Here's the second installment of 'Why'd Ya Buy That?' Bye bye Windex. No need to spend $3 or more for window cleaner......
But first, a wee update on my surgery. Thank you all so much for your prayers and well wishes. It went just fine. My uterus has had a good overhauling. I'll spare you all the sordid details.
Here's me in pre-op. They had the most wonderful contraption in there! I had this gown on that had these ports in it, and they hooked me up to a hot air blower. Oh my. I'm going to have to make one of these. I figured if I can get an old bonnet hairdryer at Goodwill, I'll be in business.

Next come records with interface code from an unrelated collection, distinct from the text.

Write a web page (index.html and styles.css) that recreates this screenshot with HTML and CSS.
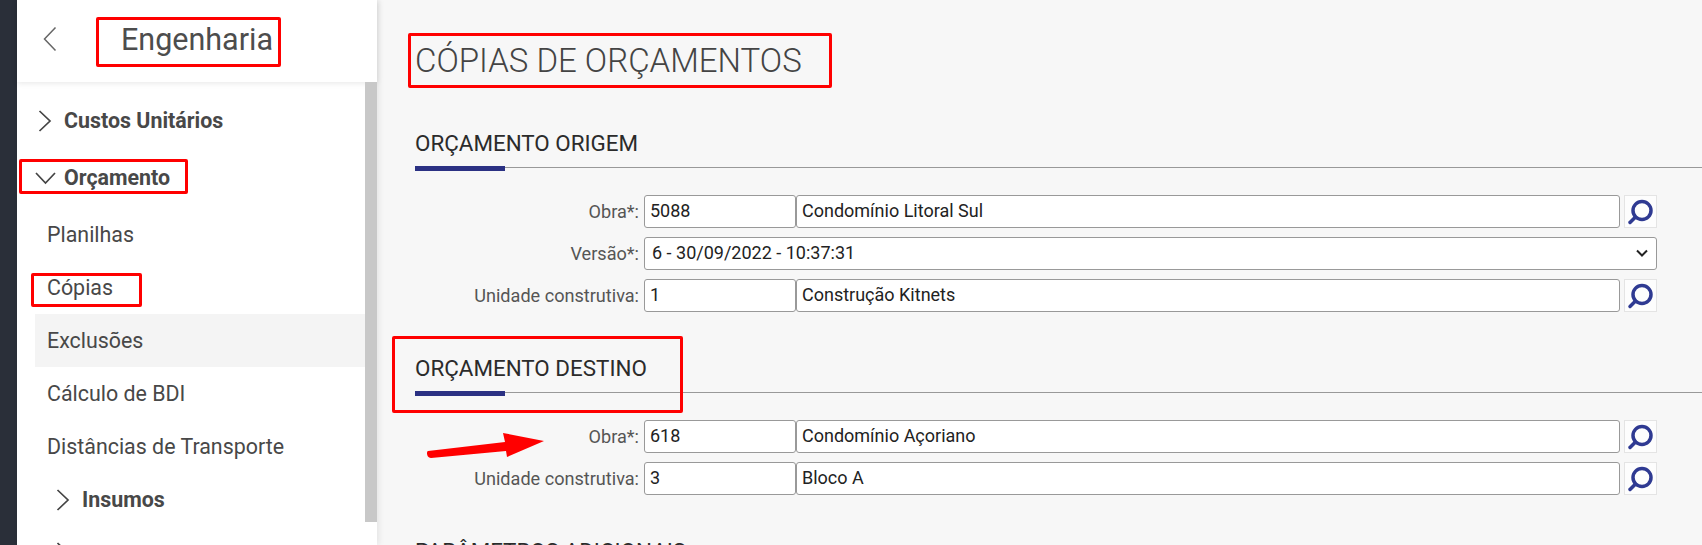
FILE: index.html
```
<!DOCTYPE html>
<html>
	<head>
		<meta charset="utf-8"/>
		<title>Cópias de Orçamentos</title>
		<link rel="stylesheet" href="styles.css">
	</head>
	<body>
		<div class="rail"></div>
		<aside class="sidebar">
			<header class="side-head">
				<svg class="back" width="16" height="26" viewBox="0 0 16 26"><path d="M13.500 1.500 2.500 13l11 11.500"/></svg>
				<span class="side-title">Engenharia</span>
			</header>
			<div class="side-body">
				<nav class="side-list">
					<a class="item group">
						<svg width="14" height="22" viewBox="0 0 14 22"><path d="M1.500 1 12 11 1.500 21"/></svg>
						Custos Unitários
					</a>
					<a class="item group open">
						<svg width="21" height="14" viewBox="0 0 21 14"><path d="M1 2l9.500 10L20 2"/></svg>
						Orçamento
					</a>
					<a class="item sub">Planilhas</a>
					<a class="item sub">Cópias</a>
					<a class="item sub hover">Exclusões</a>
					<a class="item sub">Cálculo de BDI</a>
					<a class="item sub">Distâncias de Transporte</a>
					<a class="item group nested">
						<svg width="14" height="22" viewBox="0 0 14 22"><path d="M1.500 1 12 11 1.500 21"/></svg>
						Insumos
					</a>
					<a class="item group nested">
						<svg width="14" height="22" viewBox="0 0 14 22"><path d="M1.500 1 12 11 1.500 21"/></svg>
					</a>
				</nav>
				<div class="scrollbar"></div>
			</div>
		</aside>
		<main class="content">
			<h1 class="page-title">CÓPIAS DE ORÇAMENTOS</h1>

			<section class="block">
				<h2 class="block-title">ORÇAMENTO ORIGEM</h2>
				<div class="form">
					<label class="field-label">Obra*:</label>
					<div class="field-row">
						<input class="code" value="5088">
						<input class="desc" value="Condomínio Litoral Sul">
						<button class="lookup"><svg width="31" height="31" viewBox="0 0 31 31"><circle cx="17" cy="14.500" r="9"/><path d="M10.500 21 5 26.500"/></svg></button>
					</div>
					<label class="field-label">Versão*:</label>
					<div class="field-row">
						<div class="select">
							<span>6 - 30/09/2022 - 10:37:31</span>
							<svg width="12" height="8" viewBox="0 0 12 8"><path d="M1 1.500l5 5 5-5"/></svg>
						</div>
					</div>
					<label class="field-label">Unidade construtiva:</label>
					<div class="field-row">
						<input class="code" value="1">
						<input class="desc" value="Construção Kitnets">
						<button class="lookup"><svg width="31" height="31" viewBox="0 0 31 31"><circle cx="17" cy="14.500" r="9"/><path d="M10.500 21 5 26.500"/></svg></button>
					</div>
				</div>
			</section>

			<section class="block">
				<h2 class="block-title">ORÇAMENTO DESTINO</h2>
				<div class="form">
					<label class="field-label">Obra*:</label>
					<div class="field-row">
						<input class="code" value="618">
						<input class="desc" value="Condomínio Açoriano">
						<button class="lookup"><svg width="31" height="31" viewBox="0 0 31 31"><circle cx="17" cy="14.500" r="9"/><path d="M10.500 21 5 26.500"/></svg></button>
					</div>
					<label class="field-label">Unidade construtiva:</label>
					<div class="field-row">
						<input class="code" value="3">
						<input class="desc" value="Bloco A">
						<button class="lookup"><svg width="31" height="31" viewBox="0 0 31 31"><circle cx="17" cy="14.500" r="9"/><path d="M10.500 21 5 26.500"/></svg></button>
					</div>
				</div>
			</section>

			<section class="block">
				<h2 class="block-title">PARÂMETROS ADICIONAIS</h2>
			</section>
		</main>

		<!-- marcações em vermelho por cima da tela -->
		<div class="mark mark-engenharia"></div>
		<div class="mark mark-orcamento"></div>
		<div class="mark mark-copias"></div>
		<div class="mark mark-title"></div>
		<div class="mark mark-destino"></div>
		<svg class="mark-arrow" width="130" height="32" viewBox="0 0 130 32">
			<path d="M4 22 81 13 79 4 120 12 83 28 82 22 7 29C3 29 2 23 4 22Z"/>
		</svg>
	</body>
</html>
```

FILE: styles.css
```
html, body {
	height: 100%;
}
body {
	margin: 0;
	display: flex;
	height: 545px;
	overflow: hidden;
	background-color: #f7f7f7;
	color: #444;
	font-family: Roboto, sans-serif;
}
.rail {
	width: 17px;
	flex: none;
	background-color: #2a2f39;
}
.sidebar {
	width: 360px;
	flex: none;
	display: flex;
	flex-direction: column;
	background-color: #fff;
	box-shadow: 2px 0 6px rgba(0, 0, 0, .08);
}
.side-head {
	box-sizing: border-box;
	height: 82px;
	flex: none;
	display: flex;
	align-items: center;
	padding: 0 0 4px 25px;
	box-shadow: 0 1px 6px rgba(0, 0, 0, .1);
}
.back {
	fill: none;
	stroke: #666;
	stroke-width: 1.500;
}
.side-title {
	margin-left: 63px;
	font-size: 30.500px;
	color: #4d4d4d;
}
.side-body {
	flex: 1;
	display: flex;
	min-height: 0;
}
.side-list {
	flex: 1;
	padding-top: 12px;
	overflow: hidden;
}
.scrollbar {
	width: 12px;
	height: 440px;
	background-color: #c8c8c8;
}
.item {
	display: flex;
	align-items: center;
	height: 53px;
	font-size: 21.400px;
	color: #484848;
}
.item svg {
	fill: none;
	stroke: #444;
	stroke-width: 1.700;
	flex: none;
}
.group {
	font-weight: 700;
	padding-left: 21px;
	gap: 12px;
}
.group.open {
	margin: 4px 0;
	padding-left: 18px;
	gap: 8px;
}
.group.nested {
	padding-left: 39px;
}
.sub {
	margin-left: 18px;
	padding-left: 12px;
}
.hover {
	background-color: #f4f4f4;
}
.content {
	flex: 1;
	min-width: 0;
	height: 545px;
	padding-left: 38px;
	overflow: hidden;
}
.page-title {
	margin: 41px 0 0;
	font-size: 33px;
	line-height: 40px;
	font-weight: 300;
	color: #444;
}
.block-title {
	position: relative;
	margin: 43px 0 0;
	padding-bottom: 11px;
	font-size: 22.400px;
	line-height: 26px;
	font-weight: 400;
	color: #2b2b2b;
	border-bottom: 1px solid #999;
}
.page-title + .block .block-title {
	margin-top: 49px;
}
.block-title::after {
	content: "";
	position: absolute;
	left: 0;
	bottom: -4px;
	width: 90px;
	height: 5px;
	background-color: #2b3183;
}
.form {
	display: grid;
	grid-template-columns: 229px 1013px;
	row-gap: 9px;
	margin-top: 27px;
	align-items: center;
}
.field-label {
	padding-right: 5px;
	text-align: right;
	font-size: 18.100px;
	color: #555;
}
.field-row {
	display: flex;
	height: 33px;
}
.field-row input, .select {
	box-sizing: border-box;
	height: 33px;
	padding: 0 5px 2px;
	border: 1px solid #999;
	border-radius: 3px;
	outline: none;
	background-color: #fff;
	font-family: Roboto, sans-serif;
	font-size: 18px;
	color: #222;
}
.code {
	width: 152px;
}
.desc {
	width: 824px;
}
.select {
	flex: 1;
	display: flex;
	align-items: center;
	justify-content: space-between;
	padding: 0 8px 2px 7px;
}
.select svg {
	fill: none;
	stroke: #222;
	stroke-width: 2;
}
.lookup {
	width: 33px;
	height: 33px;
	margin-left: 4px;
	padding: 0;
	display: flex;
	align-items: center;
	justify-content: center;
	background-color: #fdfdfd;
	border: 1px solid #e4e4e4;
}
.lookup svg {
	fill: none;
	stroke: #2f3a92;
	stroke-width: 3.500;
	stroke-linecap: round;
}
.mark {
	position: absolute;
	box-sizing: border-box;
	border: 3px solid #f00;
	border-radius: 2px;
}
.mark-engenharia {
	left: 96px;
	top: 17px;
	width: 185px;
	height: 50px;
}
.mark-orcamento {
	left: 19px;
	top: 159px;
	width: 169px;
	height: 35px;
}
.mark-copias {
	left: 31px;
	top: 273px;
	width: 111px;
	height: 34px;
}
.mark-title {
	left: 408px;
	top: 33px;
	width: 424px;
	height: 55px;
}
.mark-destino {
	left: 392px;
	top: 336px;
	width: 291px;
	height: 77px;
}
.mark-arrow {
	position: absolute;
	left: 424px;
	top: 429px;
	fill: #f00;
}
```
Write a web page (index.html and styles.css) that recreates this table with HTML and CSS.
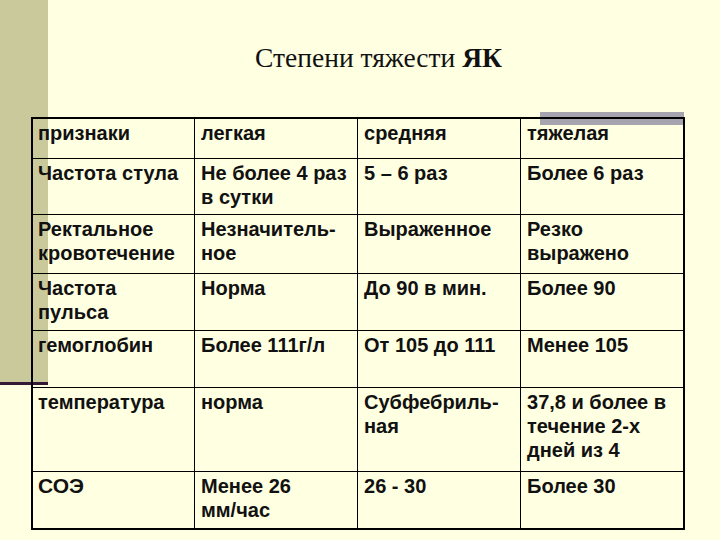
FILE: index.html
```html
<!DOCTYPE html>
<html lang="ru">
<head>
<meta charset="utf-8">
<title>Степени тяжести ЯК</title>
<link rel="stylesheet" href="styles.css">
</head>
<body>
<div class="slide">
  <h1 class="title">Степени тяжести <b>ЯК</b></h1>
  <div class="table-wrap">
    <table class="grid">
      <tr class="r40">
        <td>признаки</td><td>легкая</td><td>средняя</td><td>тяжелая</td>
      </tr>
      <tr class="r56">
        <td>Частота стула</td><td>Не более 4 раз в сутки</td><td>5 – 6 раз</td><td>Более 6 раз</td>
      </tr>
      <tr class="r59">
        <td>Ректальное кровотечение</td><td>Незначитель-<br>ное</td><td>Выраженное</td><td>Резко выражено</td>
      </tr>
      <tr class="r57">
        <td>Частота пульса</td><td>Норма</td><td>До 90 в мин.</td><td>Более 90</td>
      </tr>
      <tr class="r57">
        <td>гемоглобин</td><td>Более 111г/л</td><td>От 105 до 111</td><td>Менее 105</td>
      </tr>
      <tr class="r84">
        <td>температура</td><td>норма</td><td>Субфебриль-<br>ная</td><td>37,8 и более в течение 2-х дней из 4</td>
      </tr>
      <tr class="r58">
        <td class="big">СОЭ</td><td>Менее 26 <span class="nowrap">мм/час</span></td><td>26 - 30</td><td>Более 30</td>
      </tr>
    </table>
  </div>
</div>
</body>
</html>
```
FILE: styles.css
```css
html, body {
  margin: 0;
  padding: 0;
}
body {
  width: 720px;
  height: 540px;
  overflow: hidden;
  background-color: #ffffe2;
  background-image:
    linear-gradient(#341a34, #341a34),
    linear-gradient(#c9c99b, #c9c99b);
  background-repeat: no-repeat;
  background-size: 48px 3px, 48px 383px;
  background-position: 0 382px, 0 0;
}
.slide {
  display: flex;
  flex-direction: column;
}
.title {
  margin: 0;
  padding: 42px 0 0 37px;
  height: 32px;
  font-family: "Liberation Serif", "Times New Roman", serif;
  font-size: 27.5px;
  line-height: 32px;
  font-weight: normal;
  text-align: center;
  color: #111;
}
.title b {
  font-weight: bold;
}
.table-wrap {
  position: relative;
  margin: 43px 0 0 31px;
  width: 654px;
}
.table-wrap::before {
  content: "";
  position: absolute;
  left: 509px;
  top: -5px;
  width: 144px;
  height: 13px;
  background: #a6a4ae;
}
.grid {
  position: relative;
  width: 654px;
  table-layout: fixed;
  border-collapse: collapse;
  border: 2px solid #000;
  font-family: "Liberation Sans", Arial, sans-serif;
  font-weight: bold;
  font-size: 20px;
  line-height: 24px;
  color: #111;
}
.grid td {
  border: 1px solid #000;
  padding: 2px 6px 0 6px;
  vertical-align: top;
  width: 25%;
}
.grid td:first-child {
  padding-left: 5px;
}
.grid td.big {
  font-size: 21px;
}
.nowrap {
  white-space: nowrap;
}
.r40 { height: 40px; }
.r56 { height: 56px; }
.r57 { height: 57px; }
.r58 { height: 58px; }
.r59 { height: 59px; }
.r84 { height: 84px; }
```
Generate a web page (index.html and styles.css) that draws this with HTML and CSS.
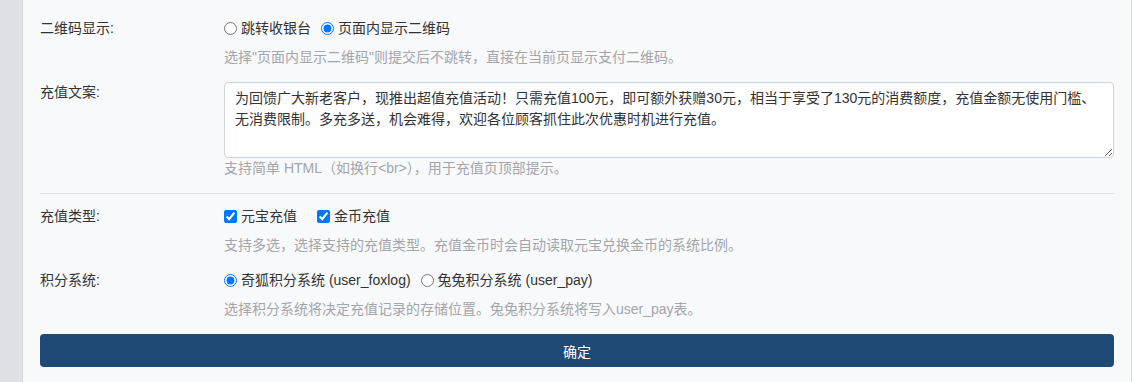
FILE: index.html
```html
<!DOCTYPE html>
<html lang="zh-CN">
<head>
    <meta charset="UTF-8">
    <meta name="viewport" content="width=device-width, initial-scale=1.0">
    <title>充值设置</title>
    <link rel="stylesheet" href="styles.css">
</head>
<body>
    <div class="sidebar"></div>
    <div class="panel">
        <form class="settings">
            <div class="form-row">
                <div class="form-label">二维码显示:</div>
                <div class="form-field">
                    <div class="options">
                        <label class="opt"><input type="radio" name="qrcode"> 跳转收银台</label>
                        <label class="opt"><input type="radio" name="qrcode" checked> 页面内显示二维码</label>
                    </div>
                    <div class="help">选择"页面内显示二维码"则提交后不跳转，直接在当前页显示支付二维码。</div>
                </div>
            </div>

            <div class="form-row">
                <div class="form-label">充值文案:</div>
                <div class="form-field">
                    <textarea class="form-control" rows="3">为回馈广大新老客户，现推出超值充值活动！只需充值100元，即可额外获赠30元，相当于享受了130元的消费额度，充值金额无使用门槛、无消费限制。多充多送，机会难得，欢迎各位顾客抓住此次优惠时机进行充值。</textarea>
                    <div class="help help-tight">支持简单 HTML（如换行&lt;br&gt;），用于充值页顶部提示。</div>
                </div>
            </div>

            <hr class="divider">

            <div class="form-row">
                <div class="form-label">充值类型:</div>
                <div class="form-field">
                    <div class="options">
                        <label class="opt opt-check"><input type="checkbox" checked> 元宝充值</label>
                        <label class="opt opt-check"><input type="checkbox" checked> 金币充值</label>
                    </div>
                    <div class="help">支持多选，选择支持的充值类型。充值金币时会自动读取元宝兑换金币的系统比例。</div>
                </div>
            </div>

            <div class="form-row">
                <div class="form-label">积分系统:</div>
                <div class="form-field">
                    <div class="options">
                        <label class="opt"><input type="radio" name="points" checked> 奇狐积分系统 (user_foxlog)</label>
                        <label class="opt"><input type="radio" name="points"> 兔兔积分系统 (user_pay)</label>
                    </div>
                    <div class="help">选择积分系统将决定充值记录的存储位置。兔兔积分系统将写入user_pay表。</div>
                </div>
            </div>

            <button type="button" class="btn-submit">确定</button>
        </form>
    </div>
</body>
</html>
```

FILE: styles.css
```css
html, body {
    height: 100%;
}
body {
    margin: 0;
    display: flex;
    font-family: "Liberation Sans", "Noto Sans CJK SC", sans-serif;
    font-size: 14px;
    line-height: 21px;
    color: #333;
    background: #f8f9fa;
}
.sidebar {
    width: 22px;
    flex-shrink: 0;
    background: #dee1e5;
    border-right: 1px solid #d3d6da;
}
.panel {
    flex: 1;
    background: #f8f9fa;
    border-right: 1px solid #d6d9dd;
    padding: 18px 17px 15px;
}
.form-row {
    display: flex;
    margin-bottom: 14px;
}
.form-label {
    width: 184px;
    flex-shrink: 0;
    color: #333;
}
.form-field {
    flex: 1;
    min-width: 0;
}
.options {
    display: flex;
    align-items: center;
    height: 21px;
}
.opt {
    display: flex;
    align-items: center;
    margin-right: 10px;
    white-space: nowrap;
}
.opt-check {
    margin-right: 20px;
}
.opt input {
    margin: 0 4px 0 0;
    width: 13px;
    height: 13px;
}
.help {
    margin-top: 8px;
    color: #a3a6aa;
}
.help-tight {
    margin-top: 0;
}
.form-control {
    display: block;
    box-sizing: border-box;
    width: 100%;
    height: 76px;
    padding: 5px 10px;
    border: 1px solid #ced4da;
    border-radius: 4px;
    background: #fff;
    color: #333;
    font-family: inherit;
    font-size: 14px;
    line-height: 21px;
}
.divider {
    border: 0;
    border-top: 1px solid #dee2e6;
    margin: 0 0 12px;
}
.btn-submit {
    display: block;
    width: 100%;
    height: 33px;
    background: #1f4a75;
    color: #fff;
    border: none;
    border-radius: 4px;
    font-family: inherit;
    font-size: 14px;
    cursor: pointer;
}
.btn-submit:hover {
    opacity: 0.9;
}
```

The anesthesiologist looked just like Mario Lopez. I was mortified when I woke up wearing a pair of disposable panties. I did NOT have these panties on before surgery. Who in the world wrangled these panties on my ginormous gelatinous hiney whilst I was unconscious?? I hope it wasn't Mario. Please, for the love of God, don't let it have been Mario.
Back to the Windex......
Let's talk about cleaners for a minute......do you know you are mainly buying water? Now, I'll admit it, I'm a cleaning product junkie. In fact, a dear friend of mine once gave me some of the new Clorox 'green' cleaning product as part of my birthday present. I was thrilled. I love to clean, I love to smell cleaners, and I like product. I've been making my own window cleaner for some time now, and I love it. I just saved an old Windex bottle and refill it.
Here's the formula: 45% rubbing alcohol, 45% water and 10% ammonia.
After measuring those amounts one time, I drew a little line on the side of the bottle, so that I know how far to fill it with each component without having to measure each time. I know! I'm smart, right?
I open up the sink cabinet where my cleaners are stored, and out shines a ray of sunlight, and little birds fly out and give me a fresh SOS pad and the scent of lemon and rosemary fills the kitchen as I bend down and smile, removing the SOS pad from the bird's beak. All is beautiful, fresh and yellow.
But this is the truth.....
Ugh. It's my nightmare. I can't keep it straight to save my soul. It's almost as embarrassing as the disposable panties incident.